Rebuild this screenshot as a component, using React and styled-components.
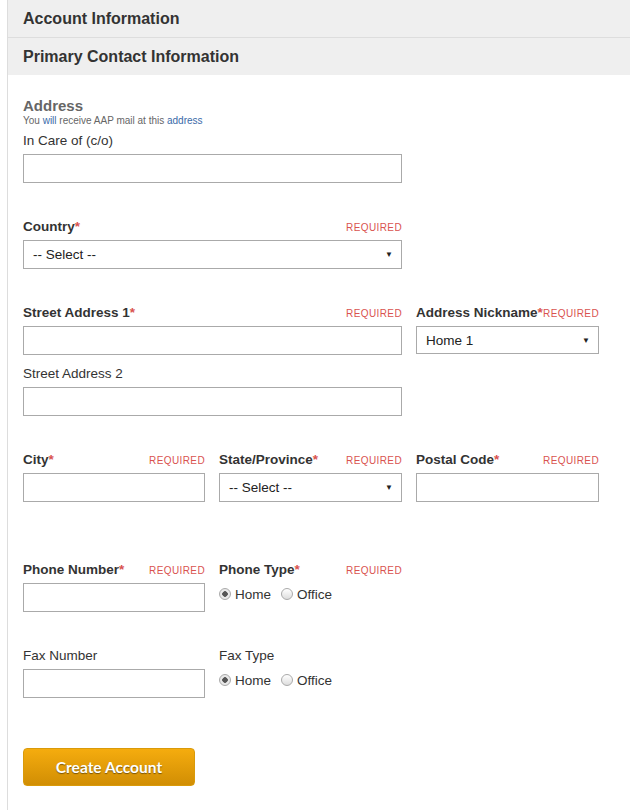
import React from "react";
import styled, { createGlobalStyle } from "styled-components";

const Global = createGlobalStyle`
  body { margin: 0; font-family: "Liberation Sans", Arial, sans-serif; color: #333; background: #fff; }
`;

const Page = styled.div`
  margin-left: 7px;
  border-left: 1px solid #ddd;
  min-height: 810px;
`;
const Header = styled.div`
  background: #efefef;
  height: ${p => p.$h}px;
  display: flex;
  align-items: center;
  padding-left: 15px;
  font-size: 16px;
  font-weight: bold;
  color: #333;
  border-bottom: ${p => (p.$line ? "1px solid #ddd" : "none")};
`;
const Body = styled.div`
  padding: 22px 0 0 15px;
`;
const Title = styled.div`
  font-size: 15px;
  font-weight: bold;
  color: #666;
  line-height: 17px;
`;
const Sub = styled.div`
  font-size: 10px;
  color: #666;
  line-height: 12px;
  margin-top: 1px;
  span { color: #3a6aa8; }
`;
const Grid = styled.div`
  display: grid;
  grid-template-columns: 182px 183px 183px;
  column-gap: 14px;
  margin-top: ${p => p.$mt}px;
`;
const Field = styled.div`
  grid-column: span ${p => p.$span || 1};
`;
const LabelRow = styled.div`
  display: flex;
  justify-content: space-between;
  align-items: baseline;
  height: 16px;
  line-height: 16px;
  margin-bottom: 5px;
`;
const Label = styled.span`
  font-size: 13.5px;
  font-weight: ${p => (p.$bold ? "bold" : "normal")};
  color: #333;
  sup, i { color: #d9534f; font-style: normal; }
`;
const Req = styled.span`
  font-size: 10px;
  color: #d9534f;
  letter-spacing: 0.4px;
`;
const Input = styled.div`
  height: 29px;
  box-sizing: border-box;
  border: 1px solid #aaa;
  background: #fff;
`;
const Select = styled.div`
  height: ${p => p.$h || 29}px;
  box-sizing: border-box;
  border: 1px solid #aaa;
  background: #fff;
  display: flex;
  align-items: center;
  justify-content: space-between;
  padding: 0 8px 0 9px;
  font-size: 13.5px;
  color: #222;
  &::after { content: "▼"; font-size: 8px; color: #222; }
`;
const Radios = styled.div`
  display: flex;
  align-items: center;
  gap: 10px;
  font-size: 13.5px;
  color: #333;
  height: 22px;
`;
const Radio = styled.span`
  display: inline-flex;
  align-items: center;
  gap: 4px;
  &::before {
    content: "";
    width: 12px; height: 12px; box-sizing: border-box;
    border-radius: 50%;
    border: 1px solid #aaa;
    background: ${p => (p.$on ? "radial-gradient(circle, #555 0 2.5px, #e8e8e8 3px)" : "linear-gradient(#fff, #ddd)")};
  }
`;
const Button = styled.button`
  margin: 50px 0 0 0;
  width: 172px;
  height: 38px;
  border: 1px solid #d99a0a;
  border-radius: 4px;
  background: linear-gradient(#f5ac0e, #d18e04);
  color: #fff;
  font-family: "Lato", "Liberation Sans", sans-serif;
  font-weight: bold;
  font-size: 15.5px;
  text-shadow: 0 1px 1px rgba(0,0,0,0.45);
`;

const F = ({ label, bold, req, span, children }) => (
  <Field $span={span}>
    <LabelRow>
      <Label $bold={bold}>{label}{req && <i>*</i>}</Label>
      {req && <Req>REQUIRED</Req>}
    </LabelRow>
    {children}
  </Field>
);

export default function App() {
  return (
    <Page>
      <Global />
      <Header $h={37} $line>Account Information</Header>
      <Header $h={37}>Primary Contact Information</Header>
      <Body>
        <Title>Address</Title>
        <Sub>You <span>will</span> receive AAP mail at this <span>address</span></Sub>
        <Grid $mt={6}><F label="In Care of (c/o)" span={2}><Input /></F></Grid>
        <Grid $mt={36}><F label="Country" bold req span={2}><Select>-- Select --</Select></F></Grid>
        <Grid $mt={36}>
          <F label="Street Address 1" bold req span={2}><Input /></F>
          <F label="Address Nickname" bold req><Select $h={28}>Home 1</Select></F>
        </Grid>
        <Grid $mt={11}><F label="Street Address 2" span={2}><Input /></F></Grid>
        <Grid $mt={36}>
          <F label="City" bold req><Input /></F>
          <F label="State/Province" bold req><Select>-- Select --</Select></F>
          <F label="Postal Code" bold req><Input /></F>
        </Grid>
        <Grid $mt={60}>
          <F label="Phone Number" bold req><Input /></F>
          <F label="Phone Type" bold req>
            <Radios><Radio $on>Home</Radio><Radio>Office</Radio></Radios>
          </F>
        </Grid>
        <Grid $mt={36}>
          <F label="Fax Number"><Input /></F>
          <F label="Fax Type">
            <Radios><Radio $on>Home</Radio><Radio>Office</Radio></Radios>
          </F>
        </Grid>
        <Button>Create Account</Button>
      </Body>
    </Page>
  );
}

────────────────

Challenge:
From the data above, pick out each line containing "components" and copy it.

Solution for this exercise:
Rebuild this screenshot as a component, using React and styled-components.
import styled, { createGlobalStyle } from "styled-components";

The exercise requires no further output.